**AIM OF THE TASK**
Report, word for word, every line of the material that contains "page".

**SOURCE DATA**
- - -

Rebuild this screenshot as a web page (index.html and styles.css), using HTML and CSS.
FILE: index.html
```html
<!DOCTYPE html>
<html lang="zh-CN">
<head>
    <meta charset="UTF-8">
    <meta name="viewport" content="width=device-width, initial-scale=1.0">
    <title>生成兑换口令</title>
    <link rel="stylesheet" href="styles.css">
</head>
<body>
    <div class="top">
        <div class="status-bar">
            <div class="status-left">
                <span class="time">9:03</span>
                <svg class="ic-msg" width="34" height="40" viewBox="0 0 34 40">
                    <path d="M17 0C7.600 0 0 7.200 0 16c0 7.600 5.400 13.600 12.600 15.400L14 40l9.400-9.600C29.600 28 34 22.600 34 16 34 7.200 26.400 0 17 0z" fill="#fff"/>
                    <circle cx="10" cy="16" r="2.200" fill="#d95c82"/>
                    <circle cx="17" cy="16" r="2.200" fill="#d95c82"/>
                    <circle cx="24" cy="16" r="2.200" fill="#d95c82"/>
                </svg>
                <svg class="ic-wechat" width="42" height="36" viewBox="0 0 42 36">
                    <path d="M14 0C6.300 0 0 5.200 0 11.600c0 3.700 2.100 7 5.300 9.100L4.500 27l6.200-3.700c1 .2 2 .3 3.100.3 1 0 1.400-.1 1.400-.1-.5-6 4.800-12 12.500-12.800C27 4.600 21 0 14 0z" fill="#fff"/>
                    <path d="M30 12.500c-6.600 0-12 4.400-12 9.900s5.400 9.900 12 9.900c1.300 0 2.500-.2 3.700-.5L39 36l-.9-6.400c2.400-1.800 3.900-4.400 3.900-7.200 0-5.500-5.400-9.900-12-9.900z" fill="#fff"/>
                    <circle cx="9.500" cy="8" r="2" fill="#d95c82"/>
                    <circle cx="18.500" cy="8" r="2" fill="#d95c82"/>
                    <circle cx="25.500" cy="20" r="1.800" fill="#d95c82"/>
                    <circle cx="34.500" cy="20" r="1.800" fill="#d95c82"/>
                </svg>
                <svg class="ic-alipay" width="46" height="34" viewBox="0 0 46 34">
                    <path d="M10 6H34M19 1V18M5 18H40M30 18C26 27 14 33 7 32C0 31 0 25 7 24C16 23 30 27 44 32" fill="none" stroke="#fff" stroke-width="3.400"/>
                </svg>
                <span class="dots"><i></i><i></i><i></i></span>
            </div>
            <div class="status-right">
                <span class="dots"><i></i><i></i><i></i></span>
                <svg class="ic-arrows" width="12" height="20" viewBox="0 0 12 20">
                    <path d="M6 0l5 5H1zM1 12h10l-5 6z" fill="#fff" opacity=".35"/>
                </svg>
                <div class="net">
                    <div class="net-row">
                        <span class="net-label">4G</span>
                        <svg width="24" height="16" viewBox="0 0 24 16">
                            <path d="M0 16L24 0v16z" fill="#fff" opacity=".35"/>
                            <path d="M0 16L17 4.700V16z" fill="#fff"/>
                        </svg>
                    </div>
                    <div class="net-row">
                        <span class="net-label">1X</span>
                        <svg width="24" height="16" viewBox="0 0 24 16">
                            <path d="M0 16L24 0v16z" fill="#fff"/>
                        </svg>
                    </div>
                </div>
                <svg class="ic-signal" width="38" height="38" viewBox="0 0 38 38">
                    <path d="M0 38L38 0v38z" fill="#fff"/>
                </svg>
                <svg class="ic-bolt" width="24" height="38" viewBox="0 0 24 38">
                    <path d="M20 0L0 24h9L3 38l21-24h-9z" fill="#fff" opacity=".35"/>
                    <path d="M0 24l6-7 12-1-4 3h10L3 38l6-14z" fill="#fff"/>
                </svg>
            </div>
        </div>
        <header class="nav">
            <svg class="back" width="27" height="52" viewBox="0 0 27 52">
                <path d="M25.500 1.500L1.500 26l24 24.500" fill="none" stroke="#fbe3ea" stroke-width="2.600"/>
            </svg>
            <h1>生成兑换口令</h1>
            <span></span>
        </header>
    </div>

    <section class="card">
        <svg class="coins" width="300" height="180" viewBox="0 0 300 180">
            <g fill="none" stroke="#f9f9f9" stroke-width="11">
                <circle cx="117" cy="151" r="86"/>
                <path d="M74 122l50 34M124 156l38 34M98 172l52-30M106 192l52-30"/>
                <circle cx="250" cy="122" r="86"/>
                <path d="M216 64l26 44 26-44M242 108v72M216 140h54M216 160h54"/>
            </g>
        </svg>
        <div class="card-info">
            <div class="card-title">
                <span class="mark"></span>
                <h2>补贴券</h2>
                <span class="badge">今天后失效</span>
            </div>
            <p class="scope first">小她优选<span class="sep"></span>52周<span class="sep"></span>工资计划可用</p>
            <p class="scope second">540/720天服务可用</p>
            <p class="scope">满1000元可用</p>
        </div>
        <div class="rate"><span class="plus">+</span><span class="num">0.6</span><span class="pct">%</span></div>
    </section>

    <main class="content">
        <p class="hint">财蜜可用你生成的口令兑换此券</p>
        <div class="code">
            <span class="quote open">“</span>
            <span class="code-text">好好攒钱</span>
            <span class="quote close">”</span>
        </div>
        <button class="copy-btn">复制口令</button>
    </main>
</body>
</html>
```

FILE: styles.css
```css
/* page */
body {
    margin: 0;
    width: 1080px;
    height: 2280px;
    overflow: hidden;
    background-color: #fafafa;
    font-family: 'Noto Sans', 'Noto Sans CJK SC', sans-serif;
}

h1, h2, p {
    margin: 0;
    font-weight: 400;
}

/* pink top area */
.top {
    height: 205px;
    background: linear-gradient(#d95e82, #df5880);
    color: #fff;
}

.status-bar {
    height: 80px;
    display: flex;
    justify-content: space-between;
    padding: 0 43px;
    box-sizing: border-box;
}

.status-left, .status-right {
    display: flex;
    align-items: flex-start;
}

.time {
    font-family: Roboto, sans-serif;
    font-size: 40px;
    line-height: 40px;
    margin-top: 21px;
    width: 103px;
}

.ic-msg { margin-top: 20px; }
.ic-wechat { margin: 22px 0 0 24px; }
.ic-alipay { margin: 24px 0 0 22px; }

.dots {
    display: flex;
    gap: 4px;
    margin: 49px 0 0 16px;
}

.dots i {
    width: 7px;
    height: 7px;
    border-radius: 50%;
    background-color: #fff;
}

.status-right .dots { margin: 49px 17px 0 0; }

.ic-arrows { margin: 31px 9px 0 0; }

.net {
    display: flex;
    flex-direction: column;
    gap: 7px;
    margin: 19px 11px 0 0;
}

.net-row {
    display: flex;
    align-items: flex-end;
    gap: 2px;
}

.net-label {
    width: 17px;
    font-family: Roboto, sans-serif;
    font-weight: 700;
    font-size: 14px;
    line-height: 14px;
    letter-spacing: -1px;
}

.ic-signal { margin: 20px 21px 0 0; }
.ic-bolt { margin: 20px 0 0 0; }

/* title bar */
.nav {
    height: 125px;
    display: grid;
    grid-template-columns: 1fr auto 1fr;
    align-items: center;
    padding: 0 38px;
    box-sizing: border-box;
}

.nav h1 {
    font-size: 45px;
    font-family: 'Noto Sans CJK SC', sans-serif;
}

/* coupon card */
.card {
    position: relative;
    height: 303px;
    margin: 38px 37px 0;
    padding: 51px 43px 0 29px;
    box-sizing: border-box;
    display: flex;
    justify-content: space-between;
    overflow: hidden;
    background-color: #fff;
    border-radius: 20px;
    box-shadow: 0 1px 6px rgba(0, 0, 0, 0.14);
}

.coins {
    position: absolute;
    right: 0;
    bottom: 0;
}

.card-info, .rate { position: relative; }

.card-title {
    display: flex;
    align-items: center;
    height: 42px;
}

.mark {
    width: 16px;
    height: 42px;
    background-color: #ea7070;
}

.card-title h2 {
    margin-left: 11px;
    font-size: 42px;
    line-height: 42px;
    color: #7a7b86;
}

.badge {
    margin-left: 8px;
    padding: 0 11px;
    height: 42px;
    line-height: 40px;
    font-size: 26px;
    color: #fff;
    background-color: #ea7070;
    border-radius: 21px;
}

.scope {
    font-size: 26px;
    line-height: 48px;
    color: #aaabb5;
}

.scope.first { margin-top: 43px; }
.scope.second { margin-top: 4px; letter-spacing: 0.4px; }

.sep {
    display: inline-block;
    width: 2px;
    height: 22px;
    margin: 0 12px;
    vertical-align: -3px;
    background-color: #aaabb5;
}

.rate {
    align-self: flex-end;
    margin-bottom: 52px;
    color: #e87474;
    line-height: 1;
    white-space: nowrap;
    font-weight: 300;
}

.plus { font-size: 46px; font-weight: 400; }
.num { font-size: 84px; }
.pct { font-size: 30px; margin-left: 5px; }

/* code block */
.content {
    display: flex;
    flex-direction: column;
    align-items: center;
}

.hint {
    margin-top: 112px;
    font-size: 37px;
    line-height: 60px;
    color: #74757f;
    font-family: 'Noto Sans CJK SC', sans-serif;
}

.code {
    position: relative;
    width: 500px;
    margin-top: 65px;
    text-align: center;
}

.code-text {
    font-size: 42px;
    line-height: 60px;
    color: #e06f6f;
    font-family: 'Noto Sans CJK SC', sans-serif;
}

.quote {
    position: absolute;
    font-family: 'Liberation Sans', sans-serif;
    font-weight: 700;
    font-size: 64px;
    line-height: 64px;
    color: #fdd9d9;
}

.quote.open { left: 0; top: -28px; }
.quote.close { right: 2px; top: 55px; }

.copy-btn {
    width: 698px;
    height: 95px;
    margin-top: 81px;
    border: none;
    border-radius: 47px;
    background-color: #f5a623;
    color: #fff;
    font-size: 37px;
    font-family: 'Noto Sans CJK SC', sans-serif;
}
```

- - -

**WRITTEN REPLY**
Rebuild this screenshot as a web page (index.html and styles.css), using HTML and CSS.
/* page */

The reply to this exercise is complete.